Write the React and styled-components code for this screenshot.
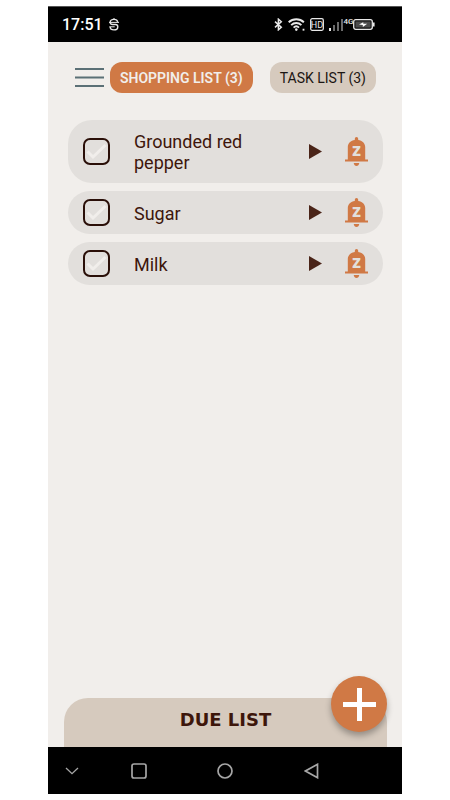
import { useState } from 'react';
import styled, { createGlobalStyle } from 'styled-components';

const colors = {
  background: '#f1eeeb',
  row: '#e2dfdc',
  primary: '#d07945',
  secondary: '#d6cabe',
  text: '#3d160b',
  icon: '#4a2418',
  menu: '#5b7076',
  system: '#a6a6a6',
};

const GlobalStyle = createGlobalStyle`
  * {
    box-sizing: border-box;
    margin: 0;
    padding: 0;
  }

  body {
    background-color: white;
    font-family: Roboto, sans-serif;
  }

  button {
    border: 0;
    background: none;
    font-family: inherit;
    cursor: pointer;
  }

  svg {
    display: block;
  }
`;

const Page = styled.div`
  min-height: 100vh;
  padding: 6px 48px;
  display: flex;
`;

const Phone = styled.div`
  flex: 1;
  min-width: 0;
  display: flex;
  flex-direction: column;
  background-color: ${colors.background};
`;

const StatusBar = styled.div`
  height: 36px;
  padding: 0 27px 0 14px;
  border-top: 1px solid #555;
  display: flex;
  align-items: center;
  justify-content: space-between;
  background-color: black;
  color: #e8e8e8;
`;

const StatusGroup = styled.div`
  display: flex;
  align-items: center;
  gap: ${({ $gap }) => $gap}px;
`;

const Time = styled.time`
  font-size: 16px;
  font-weight: 500;
  line-height: 20px;
  color: white;
`;

const Screen = styled.main`
  position: relative;
  flex: 1;
  padding: 20px 15px 0 16px;
  display: flex;
  flex-direction: column;
`;

const Header = styled.header`
  padding: 0 11px;
  display: flex;
  align-items: center;
`;

const MenuButton = styled.button`
  width: 29px;
  height: 30px;
  margin-right: 6px;
  display: flex;
  align-items: center;
`;

const Tabs = styled.nav`
  flex: 1;
  display: flex;
  justify-content: space-between;
`;

const Tab = styled.button`
  height: 31px;
  padding: 0 10px;
  border-radius: 12px;
  font-size: 14px;
  font-weight: ${({ $active }) => ($active ? 600 : 400)};
  white-space: nowrap;
  color: ${({ $active }) => ($active ? colors.background : '#1c1613')};
  background-color: ${({ $active }) => ($active ? colors.primary : colors.secondary)};
`;

const Items = styled.ul`
  padding: 27px 4px 0;
  flex: 1;
  display: flex;
  flex-direction: column;
  gap: 8px;
  list-style: none;
`;

const Item = styled.li`
  min-height: 43px;
  padding: 0 15px;
  border-radius: 24px;
  display: flex;
  align-items: center;
  background-color: ${colors.row};
`;

const CheckBox = styled.span`
  flex: none;
  display: grid;
  place-items: center;

  > * {
    grid-area: 1 / 1;
  }

  svg {
    pointer-events: none;
  }
`;

const CheckInput = styled.input`
  appearance: none;
  width: 27px;
  height: 27px;
  border: 2px solid #2a0f08;
  border-radius: 7px;
  cursor: pointer;
`;

const ItemName = styled.label`
  flex: 1;
  padding: 11px 40px 10px 24px;
  font-size: 18px;
  line-height: 21px;
  color: ${colors.text};
`;

const Actions = styled.div`
  display: flex;
  align-items: center;
  gap: 23px;
`;

const DuePanel = styled.button`
  height: 49px;
  padding-bottom: 6px;
  border-radius: 24px 24px 0 0;
  font-family: 'DejaVu Sans', sans-serif;
  font-size: 18px;
  font-weight: 700;
  color: ${colors.text};
  background-color: ${colors.secondary};
`;

const AddButton = styled.button`
  position: absolute;
  right: 15px;
  bottom: 15px;
  width: 56px;
  height: 56px;
  border-radius: 50%;
  display: grid;
  place-items: center;
  background-color: ${colors.primary};
  box-shadow: 0 4px 6px rgba(0, 0, 0, 0.3);
`;

const NavigationBar = styled.nav`
  height: 47px;
  display: grid;
  grid-template-columns: 48fr 86fr 86fr 86fr 48fr;
  background-color: black;

  button {
    display: grid;
    place-items: center;
  }
`;

function AppLogo() {
  return (
    <svg width="10" height="13" viewBox="0 0 10 13" fill="none" stroke="currentColor">
      <path d="M8.7 3.8C8.4 2.2 7 1.4 5 1.4S1.2 2.3 1.2 4.2c0 1.7 1 2.3 2.6 2.3h2.8c1.5 0 2.2.8 2.2 2.2 0 2.2-1.5 3.2-3.8 3.2S1.2 10.8 1.2 9" strokeWidth="1.4" />
      <path d="M0 4.4h10M.3 8.8h5.4M5 0v1.4" />
    </svg>
  );
}

function BluetoothIcon() {
  return (
    <svg width="9" height="13" viewBox="0 0 9 13" fill="none" stroke="currentColor" strokeWidth="1.5">
      <path d="M1 3.6l6.3 5.6-2.9 2.6V1.2l2.9 2.6L1 9.4" />
    </svg>
  );
}

function WifiIcon() {
  return (
    <svg width="17" height="13" viewBox="0 0 17 13" fill="none" stroke="currentColor" strokeWidth="1.9">
      <path d="M.7 4.3a11 11 0 0 1 15.2 0M3.2 7.1a7.3 7.3 0 0 1 10.2 0M5.6 9.6a4 4 0 0 1 5.4 0" />
      <circle cx="8.3" cy="11.6" r="1.3" fill="currentColor" stroke="none" />
      <path d="M14.6 11.7h1.8" />
    </svg>
  );
}

function HdIcon() {
  return (
    <svg width="14" height="13" viewBox="0 0 14 13">
      <rect x=".7" y=".7" width="12.6" height="11.6" rx="1.5" fill="none" stroke="currentColor" strokeWidth="1.3" />
      <text x="7" y="9.7" textAnchor="middle" fontSize="9" fill="currentColor">HD</text>
    </svg>
  );
}

function SignalIcon() {
  return (
    <svg width="24" height="15" viewBox="0 0 24 15">
      <path d="M0 11h2v3H0z" fill="currentColor" />
      <path d="M4 8h2v6H4zM8 5h2v9H8zM12 2h2v12h-2z" fill="#6b6b6b" />
      <text x="14.5" y="6.5" fontSize="8" fontWeight="500" fill="currentColor">4G</text>
    </svg>
  );
}

function BatteryIcon() {
  return (
    <svg width="22" height="11" viewBox="0 0 22 11">
      <rect x=".7" y=".7" width="18.6" height="9.6" rx="2" fill="#111" stroke="currentColor" strokeWidth="1.3" />
      <path d="M2.5 2.5h15v6h-15z" fill="#4c4c4c" />
      <path d="M20 3.5h1.6v4H20z" fill="currentColor" />
      <path d="M6 5.6l4.3-2.4v1.6h3.9L9.8 7.9V6z" fill="white" />
    </svg>
  );
}

function MenuIcon() {
  return (
    <svg width="29" height="19" viewBox="0 0 29 19" stroke={colors.menu} strokeWidth="2">
      <path d="M0 1h29M0 9.5h29M0 18h29" />
    </svg>
  );
}

function TickIcon() {
  return (
    <svg width="21" height="17" viewBox="0 0 21 17" fill="none" stroke={colors.background} strokeWidth="3">
      <path d="M1.5 8.5L7 14 19.5 2" />
    </svg>
  );
}

function PlayIcon() {
  return (
    <svg width="13" height="15" viewBox="0 0 13 15">
      <path d="M0 0l13 7.5L0 15z" fill={colors.icon} />
    </svg>
  );
}

function BellIcon() {
  return (
    <svg width="23" height="30" viewBox="0 0 23 30" fill={colors.primary}>
      <path d="M9.8 3V1.7a1.7 1.7 0 0 1 3.4 0V3c4 .5 7 3.4 7 7v12.6H23v2H0v-2h2.800V10c0-3.600 3-6.500 7-7zM8.700 26h5.600c-.3 1.900-1.400 2.900-2.800 2.900S9 27.900 8.700 26z" />
      <text x="11.5" y="19" textAnchor="middle" fontFamily="Open Sans" fontSize="14" fontWeight="800" fill={colors.row}>Z</text>
    </svg>
  );
}

function ListItem({ item, onToggle }) {
  const inputId = `item-${item.id}`;

  return (
    <Item>
      <CheckBox>
        <CheckInput
          id={inputId}
          type="checkbox"
          checked={item.done}
          onChange={() => onToggle(item.id)}
        />
        <TickIcon />
      </CheckBox>
      <ItemName htmlFor={inputId}>{item.name}</ItemName>
      <Actions>
        <button type="button" aria-label={`Open ${item.name}`}>
          <PlayIcon />
        </button>
        <button type="button" aria-label={`Snooze ${item.name}`}>
          <BellIcon />
        </button>
      </Actions>
    </Item>
  );
}

const shoppingItems = [
  { id: 1, name: 'Grounded red pepper', done: false },
  { id: 2, name: 'Sugar', done: false },
  { id: 3, name: 'Milk', done: false },
];

export default function App() {
  const [tab, setTab] = useState('shopping');
  const [items, setItems] = useState(shoppingItems);

  const handleToggle = (id) => {
    setItems(items.map((item) => (
      item.id === id ? { ...item, done: !item.done } : item
    )));
  };

  return (
    <Page>
      <GlobalStyle />
      <Phone>
        <StatusBar>
          <StatusGroup $gap={6}>
            <Time>17:51</Time>
            <AppLogo />
          </StatusGroup>
          <StatusGroup $gap={5}>
            <BluetoothIcon />
            <WifiIcon />
            <HdIcon />
            <StatusGroup $gap={0}>
              <SignalIcon />
              <BatteryIcon />
            </StatusGroup>
          </StatusGroup>
        </StatusBar>
        <Screen>
          <Header>
            <MenuButton type="button" aria-label="Menu">
              <MenuIcon />
            </MenuButton>
            <Tabs>
              <Tab type="button" $active={tab === 'shopping'} onClick={() => setTab('shopping')}>
                SHOPPING LIST (3)
              </Tab>
              <Tab type="button" $active={tab === 'task'} onClick={() => setTab('task')}>
                TASK LIST (3)
              </Tab>
            </Tabs>
          </Header>
          <Items>
            {items.map((item) => (
              <ListItem key={item.id} item={item} onToggle={handleToggle} />
            ))}
          </Items>
          <DuePanel type="button">DUE LIST</DuePanel>
          <AddButton type="button" aria-label="Add item">
            <svg width="33" height="33" viewBox="0 0 33 33" stroke="white" strokeWidth="5">
              <path d="M16.5 0v33M0 16.5h33" />
            </svg>
          </AddButton>
        </Screen>
        <NavigationBar>
          <button type="button" aria-label="Hide">
            <svg width="14" height="8" viewBox="0 0 14 8" fill="none" stroke={colors.system} strokeWidth="1.3">
              <path d="M1 1l6 5.7L13 1" />
            </svg>
          </button>
          <button type="button" aria-label="Recent apps">
            <svg width="16" height="16" viewBox="0 0 16 16" fill="none" stroke={colors.system} strokeWidth="1.7">
              <rect x="1" y="1" width="14" height="14" rx="2" />
            </svg>
          </button>
          <button type="button" aria-label="Home">
            <svg width="16" height="16" viewBox="0 0 16 16" fill="none" stroke={colors.system} strokeWidth="1.7">
              <circle cx="8" cy="8" r="7" />
            </svg>
          </button>
          <button type="button" aria-label="Back">
            <svg width="15" height="16" viewBox="0 0 15 16" fill="none" stroke={colors.system} strokeWidth="1.7">
              <path d="M13.5 1.3v13.4L1.5 8z" />
            </svg>
          </button>
        </NavigationBar>
      </Phone>
    </Page>
  );
}
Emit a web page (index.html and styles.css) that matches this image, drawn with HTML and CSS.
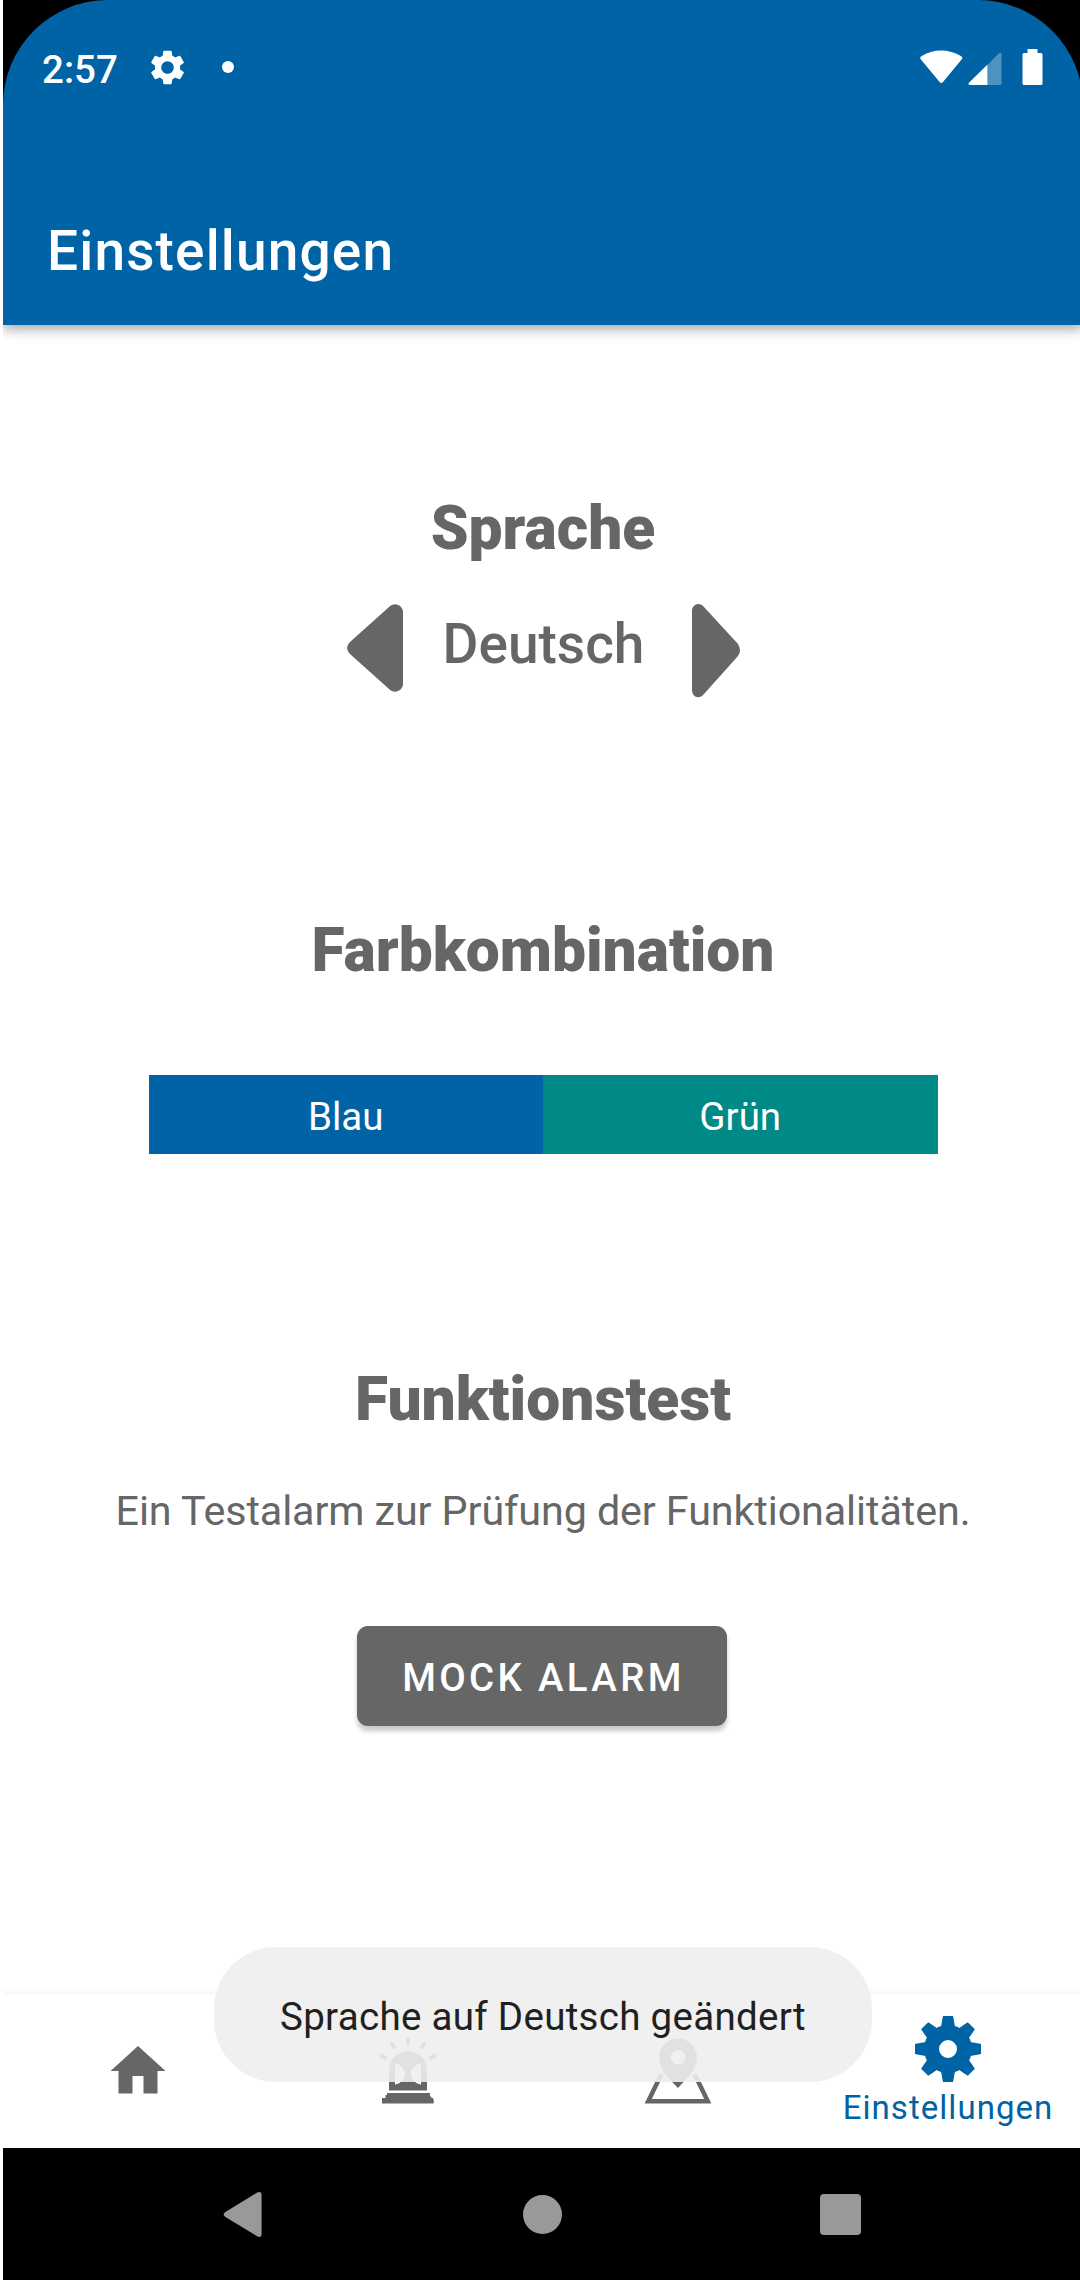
FILE: index.html
```html
<!DOCTYPE html>
<html lang="de">
<head>
<meta charset="utf-8">
<title>Einstellungen</title>
<link rel="stylesheet" href="styles.css">
</head>
<body>
<div class="screen">
  <div class="top">
    <header class="header">
      <div class="status">
        <span class="time">2:57</span>
        <svg class="status-gear" viewBox="2 2 20 20"><path d="M19.14 12.94c.04-.3.06-.61.06-.94s-.02-.64-.07-.94l2.03-1.58a.49.49 0 0 0 .12-.61l-1.92-3.32a.49.49 0 0 0-.59-.22l-2.39.96a7 7 0 0 0-1.62-.94l-.36-2.54a.48.48 0 0 0-.48-.41h-3.84a.47.47 0 0 0-.47.41l-.36 2.54c-.59.24-1.13.57-1.62.94l-2.39-.96a.48.48 0 0 0-.59.22L2.74 8.87a.47.47 0 0 0 .12.61l2.03 1.58a6.6 6.6 0 0 0 0 1.88l-2.03 1.58a.49.49 0 0 0-.12.61l1.92 3.32c.12.22.37.29.59.22l2.39-.96c.5.38 1.03.7 1.62.94l.36 2.54c.05.24.24.41.48.41h3.84c.24 0 .44-.17.47-.41l.36-2.54a7 7 0 0 0 1.62-.94l2.39.96c.22.08.47 0 .59-.22l1.92-3.32a.47.47 0 0 0-.12-.61zM12 15.6a3.6 3.6 0 1 1 0-7.2 3.6 3.6 0 0 1 0 7.2z"/></svg>
        <span class="dot"></span>
        <svg class="signals" viewBox="0 0 124 38"><path d="M.5 9Q-.5 7.500 1.300 6.300C13-1.600 29-1.600 41.300 6.300Q43 7.500 42 9L23 32Q21.300 34.200 19.600 32Z"/><path opacity=".3" d="M68 14.500 78 4Q81.500 1.500 81.500 4V33.500Q81.500 35 80 35H67.500Z"/><path d="M67.500 14.500V35H50Q47.500 34.500 49 32.700Z"/><path d="M107.500-1H117.500V3H121Q122.500 3 122.500 4.500V33.500Q122.500 35 121 35H104Q102.500 35 102.500 33.500V4.500Q102.500 3 104 3H107.500Z"/></svg>
      </div>
      <h1 class="title">Einstellungen</h1>
    </header>
  </div>
  <main class="main">
    <section class="language">
      <h2>Sprache</h2>
      <div class="picker">
        <svg class="prev" viewBox="0 0 56 90"><path d="M3 39 42 4C48-2 56 3 56 9V81C56 87 48 92 42 86L3 51Q-3 45 3 39Z"/></svg>
        <span class="lang">Deutsch</span>
        <svg class="next" viewBox="0 0 48 94"><path d="M12 3 46 40Q50 47 46 52L12 90C7 96 0 93 0 86V7C0 1 7-3 12 3Z"/></svg>
      </div>
    </section>
    <section class="colors">
      <h2>Farbkombination</h2>
      <div class="swatches"><div class="blue">Blau</div><div class="green">Grün</div></div>
    </section>
    <section class="test">
      <h2>Funktionstest</h2>
      <p>Ein Testalarm zur Prüfung der Funktionalitäten.</p>
      <button class="mock">MOCK ALARM</button>
    </section>
  </main>
  <nav class="tabs">
    <div class="tab"><svg class="home" viewBox="0 0 56 48"><path d="M28 0 55.500 25H47.500V47.500H33.500V30H22.500V47.500H8.500V25H.5Z"/></svg></div>
    <div class="tab"><svg class="alarm" viewBox="0 0 60 70"><path fill-rule="evenodd" d="M11 53.500V33.500a19 19 0 0 1 38 0V53.500ZM17 26.500V47.500C30.500 45 30.500 29 17 26.500ZM43 26.500C29.500 29 29.500 45 43 47.500Z"/><path d="M9 56H52V59Q53.500 59.500 53.500 61H55Q56.500 64 55.500 66.500H4V61H7.500V58H9Z"/><path class="rays" d="M30 3V6M14 7 16 10M46 7 44 10M3.500 18.700 7 20.700M56.500 18.700 53 20.700"/></svg></div>
    <div class="tab"><svg class="map" viewBox="0 0 68 70"><path fill-rule="evenodd" d="M34 51C28 44 15 34 15 20.500a19 19 0 0 1 38 0C53 34 40 44 34 51ZM34 13a7.300 7.300 0 1 0 0 14.600 7.300 7.300 0 0 0 0-14.600Z"/><path class="sheet" d="M19 39.500 16.500 39 4.200 64.200H63.800L51.500 39 49 39.500"/></svg></div>
    <div class="tab active"><svg class="gear" viewBox="-34 -34 68 68"><defs><path id="tooth" d="M-5-33H5L6-28 7-22H-7L-6-28Z"/></defs><path fill-rule="evenodd" d="M0-24A24 24 0 1 0 0 24 24 24 0 1 0 0-24ZM0-9A9 9 0 1 1 0 9 9 9 0 1 1 0-9Z"/><use href="#tooth"/><use href="#tooth" transform="rotate(45)"/><use href="#tooth" transform="rotate(90)"/><use href="#tooth" transform="rotate(135)"/><use href="#tooth" transform="rotate(180)"/><use href="#tooth" transform="rotate(225)"/><use href="#tooth" transform="rotate(270)"/><use href="#tooth" transform="rotate(315)"/></svg><span>Einstellungen</span></div>
    <div class="toast">Sprache auf Deutsch geändert</div>
  </nav>
  <footer class="system">
    <svg class="back" viewBox="0 0 39 46"><path d="M2 20.500 34 .8Q39-1.500 39 3V43Q39 47.500 34 45L2 25.500Q-1.500 23 2 20.500Z"/></svg>
    <span class="circle"></span>
    <span class="square"></span>
  </footer>
</div>
</body>
</html>
```
FILE: styles.css
```css
* { box-sizing: border-box; }
html { overflow: hidden; }
body { margin: 0; background: #fff; font-family: Roboto, sans-serif; color: #666; }
.screen { width: 1080px; height: 2280px; margin-left: 3px; display: flex; flex-direction: column; overflow: hidden; }
.top { height: 325px; flex: none; background: linear-gradient(#000 0 110px, #0063a6 110px); box-shadow: 0 4px 12px rgba(0,0,0,.36); }
.header { height: 325px; background: #0063a6; border-radius: 105px 105px 0 0; color: #fff; }
.status { height: 136px; display: flex; align-items: center; padding: 0 39.500px 0 39px; }
.time { font-size: 38.500px; font-weight: 500; width: 76px; padding-top: 2px; white-space: nowrap; }
.status svg { fill: #fff; }
.status-gear { width: 35px; height: 35px; margin: -1px 0 0 32px; }
.dot { width: 12px; height: 12px; border-radius: 50%; background: #fff; margin: -2px 0 0 37px; }
.signals { width: 124px; height: 38px; margin: 1px 0 0 auto; overflow: visible; }
.title { margin: 83px 0 0 44px; font-size: 55px; line-height: 64px; font-weight: 500; letter-spacing: 1.150px; }
.main { flex: 1; display: flex; flex-direction: column; align-items: center; }
section { display: flex; flex-direction: column; align-items: center; }
h2 { margin: 0; font-size: 60.500px; line-height: 72px; font-weight: 900; letter-spacing: 0; white-space: nowrap; }
.language { height: 422px; padding-top: 168px; }
.picker { display: flex; align-items: flex-start; margin-top: 38px; }
.picker svg { fill: #666; }
.prev { width: 56px; height: 90px; }
.lang { width: 289px; text-align: center; font-size: 55px; line-height: 64px; font-weight: 500; padding: 9px 7px 0 0; }
.next { width: 48px; height: 94px; margin-top: .5px; }
.colors { height: 449px; padding-top: 168px; }
.swatches { display: flex; width: 789px; height: 79px; margin-top: 88px; color: #fff; font-size: 38.500px; line-height: 84px; text-align: center; }
.blue { flex: 1; background: #0063a6; }
.green { flex: 1; background: #008a87; }
.test { padding-top: 168px; }
.test p { margin: 51px 0 0; font-size: 41.250px; line-height: 48px; letter-spacing: -.090px; white-space: nowrap; }
.mock { margin: 91px 2px 0 0; width: 370px; height: 100px; border: 0; border-radius: 11px; background: #666; color: #fff; font: 500 38.500px/48px Roboto, sans-serif; letter-spacing: 3.300px; box-shadow: 0 5px 5px rgba(0,0,0,.22); white-space: nowrap; padding: 3px 0 0 3px; }
.tabs { position: relative; height: 154px; flex: none; display: grid; grid-template-columns: repeat(4, 270px); background: #fff; box-shadow: 0 -2px 6px rgba(0,0,0,.05); }
.tab { display: flex; flex-direction: column; align-items: center; color: #0063a6; font-size: 33px; line-height: 40px; letter-spacing: 1.050px; white-space: nowrap; }
.tab svg { fill: #666; }
.tab .gear { width: 68px; height: 68px; fill: #0063a6; margin-top: 21px; }
.tab span { margin-top: 5px; }
.tab .home { width: 56px; height: 48px; margin-top: 52px; }
.tab .alarm { width: 60px; height: 70px; margin-top: 43px; }
.tab .map { width: 68px; height: 70px; margin-top: 43px; }
.rays { fill: none; stroke: #666; stroke-width: 4; stroke-linecap: round; }
.sheet { fill: none; stroke: #666; stroke-width: 4.500; }
.toast { position: absolute; left: 211px; top: -47px; width: 658px; height: 135px; border-radius: 62px; background: rgba(238,238,238,.9); color: #202020; font-size: 38.500px; line-height: 140px; letter-spacing: .310px; text-align: center; white-space: nowrap; }
.system { height: 132px; flex: none; background: #000; display: flex; align-items: center; padding: 1px 222px 0 220px; justify-content: space-between; }
.back { width: 39px; height: 45px; fill: #999; }
.circle { width: 39px; height: 39px; border-radius: 50%; background: #999; margin-left: 3px; }
.square { width: 41px; height: 41px; border-radius: 4px; background: #999; }
```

▬▬▬

__Task statement__
Counting only lines of the data above that hold "styles", report the total and nothing else.

__Completed task__
3